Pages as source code

◆ ◆ ◆ ◆ ◆

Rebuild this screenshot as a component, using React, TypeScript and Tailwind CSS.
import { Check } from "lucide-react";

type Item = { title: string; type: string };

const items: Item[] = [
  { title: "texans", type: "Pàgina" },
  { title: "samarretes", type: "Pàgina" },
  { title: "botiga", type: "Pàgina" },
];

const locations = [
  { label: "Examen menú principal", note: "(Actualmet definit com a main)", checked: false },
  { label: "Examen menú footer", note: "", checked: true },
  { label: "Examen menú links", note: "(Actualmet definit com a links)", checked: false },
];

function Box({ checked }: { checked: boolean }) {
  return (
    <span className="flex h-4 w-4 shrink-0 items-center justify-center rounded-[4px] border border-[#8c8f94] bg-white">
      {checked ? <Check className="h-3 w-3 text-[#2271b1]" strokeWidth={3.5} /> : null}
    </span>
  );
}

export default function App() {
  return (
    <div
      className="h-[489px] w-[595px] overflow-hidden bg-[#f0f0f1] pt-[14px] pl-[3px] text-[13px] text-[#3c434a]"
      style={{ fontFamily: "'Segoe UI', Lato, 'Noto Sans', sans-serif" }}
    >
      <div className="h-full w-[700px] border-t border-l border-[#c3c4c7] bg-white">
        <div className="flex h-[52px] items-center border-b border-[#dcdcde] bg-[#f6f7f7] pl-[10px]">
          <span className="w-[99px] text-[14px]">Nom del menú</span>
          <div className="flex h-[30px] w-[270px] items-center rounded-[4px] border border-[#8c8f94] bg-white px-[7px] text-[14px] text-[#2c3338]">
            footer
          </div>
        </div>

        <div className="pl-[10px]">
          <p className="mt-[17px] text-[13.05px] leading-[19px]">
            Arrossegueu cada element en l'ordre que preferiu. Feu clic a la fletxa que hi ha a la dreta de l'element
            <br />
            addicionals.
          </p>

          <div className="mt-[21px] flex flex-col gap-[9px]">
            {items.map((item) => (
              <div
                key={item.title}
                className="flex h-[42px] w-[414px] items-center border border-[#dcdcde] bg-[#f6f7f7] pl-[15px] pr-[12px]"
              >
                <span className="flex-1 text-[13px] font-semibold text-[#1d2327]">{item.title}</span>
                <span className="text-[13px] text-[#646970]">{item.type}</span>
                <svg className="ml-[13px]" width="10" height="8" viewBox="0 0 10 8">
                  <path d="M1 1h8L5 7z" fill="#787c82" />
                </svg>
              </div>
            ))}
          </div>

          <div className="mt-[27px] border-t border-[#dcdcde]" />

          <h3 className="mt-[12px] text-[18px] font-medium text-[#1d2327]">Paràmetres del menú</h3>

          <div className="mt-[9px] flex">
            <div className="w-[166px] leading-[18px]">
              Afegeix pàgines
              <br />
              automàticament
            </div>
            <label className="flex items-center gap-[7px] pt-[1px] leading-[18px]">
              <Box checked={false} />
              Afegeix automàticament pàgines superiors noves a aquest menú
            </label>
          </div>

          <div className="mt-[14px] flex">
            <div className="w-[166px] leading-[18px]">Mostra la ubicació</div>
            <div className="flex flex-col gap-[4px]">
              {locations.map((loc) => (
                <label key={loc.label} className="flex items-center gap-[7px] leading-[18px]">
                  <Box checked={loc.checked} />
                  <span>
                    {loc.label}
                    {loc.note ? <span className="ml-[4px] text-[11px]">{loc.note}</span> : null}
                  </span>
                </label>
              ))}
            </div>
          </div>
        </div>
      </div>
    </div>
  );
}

◆ ◆ ◆ ◆ ◆

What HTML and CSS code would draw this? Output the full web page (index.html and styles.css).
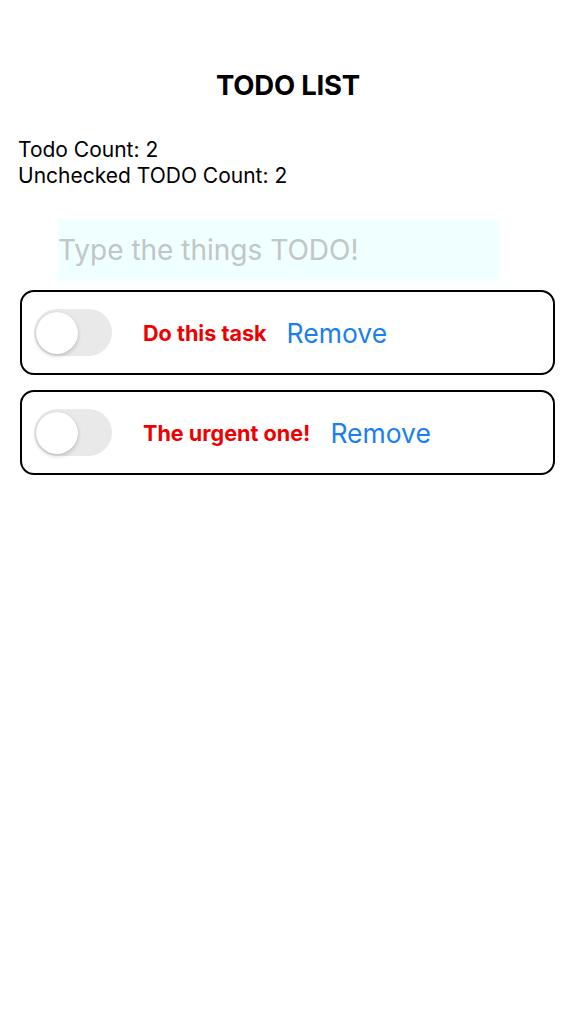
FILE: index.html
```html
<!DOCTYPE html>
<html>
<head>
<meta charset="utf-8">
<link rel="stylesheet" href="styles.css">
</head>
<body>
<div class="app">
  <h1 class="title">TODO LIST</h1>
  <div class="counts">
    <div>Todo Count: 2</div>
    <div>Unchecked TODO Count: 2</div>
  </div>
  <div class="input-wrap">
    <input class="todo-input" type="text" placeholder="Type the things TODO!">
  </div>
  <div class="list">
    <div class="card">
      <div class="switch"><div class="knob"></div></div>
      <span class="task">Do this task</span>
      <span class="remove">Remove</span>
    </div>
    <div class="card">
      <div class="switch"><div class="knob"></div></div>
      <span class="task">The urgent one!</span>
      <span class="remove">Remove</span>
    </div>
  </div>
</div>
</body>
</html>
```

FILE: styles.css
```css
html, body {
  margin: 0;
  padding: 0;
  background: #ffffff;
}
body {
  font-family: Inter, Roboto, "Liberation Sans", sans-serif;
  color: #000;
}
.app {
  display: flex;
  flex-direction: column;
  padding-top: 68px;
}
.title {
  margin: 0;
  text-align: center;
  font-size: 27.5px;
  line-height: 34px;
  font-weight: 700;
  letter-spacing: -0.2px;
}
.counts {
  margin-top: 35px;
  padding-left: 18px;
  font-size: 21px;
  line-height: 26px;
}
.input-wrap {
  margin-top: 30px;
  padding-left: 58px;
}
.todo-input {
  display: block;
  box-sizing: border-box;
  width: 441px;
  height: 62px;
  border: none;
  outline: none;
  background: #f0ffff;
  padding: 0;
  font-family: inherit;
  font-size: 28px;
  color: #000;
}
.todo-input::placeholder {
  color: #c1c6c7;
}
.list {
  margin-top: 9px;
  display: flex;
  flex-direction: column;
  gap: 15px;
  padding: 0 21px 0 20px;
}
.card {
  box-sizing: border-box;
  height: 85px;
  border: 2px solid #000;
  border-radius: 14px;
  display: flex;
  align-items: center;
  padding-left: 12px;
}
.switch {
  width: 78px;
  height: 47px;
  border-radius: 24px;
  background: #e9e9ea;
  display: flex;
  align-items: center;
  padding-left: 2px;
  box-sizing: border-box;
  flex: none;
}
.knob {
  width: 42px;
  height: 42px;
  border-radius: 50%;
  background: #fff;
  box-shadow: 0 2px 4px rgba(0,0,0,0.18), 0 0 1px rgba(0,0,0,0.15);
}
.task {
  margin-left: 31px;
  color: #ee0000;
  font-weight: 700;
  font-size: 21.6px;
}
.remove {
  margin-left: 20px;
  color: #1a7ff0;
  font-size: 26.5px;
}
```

◆ ◆ ◆ ◆ ◆

- PROBLEM -
Across the records, count the lines holding the string "styles". Give the number and stop.

- TASK OUTPUT -
3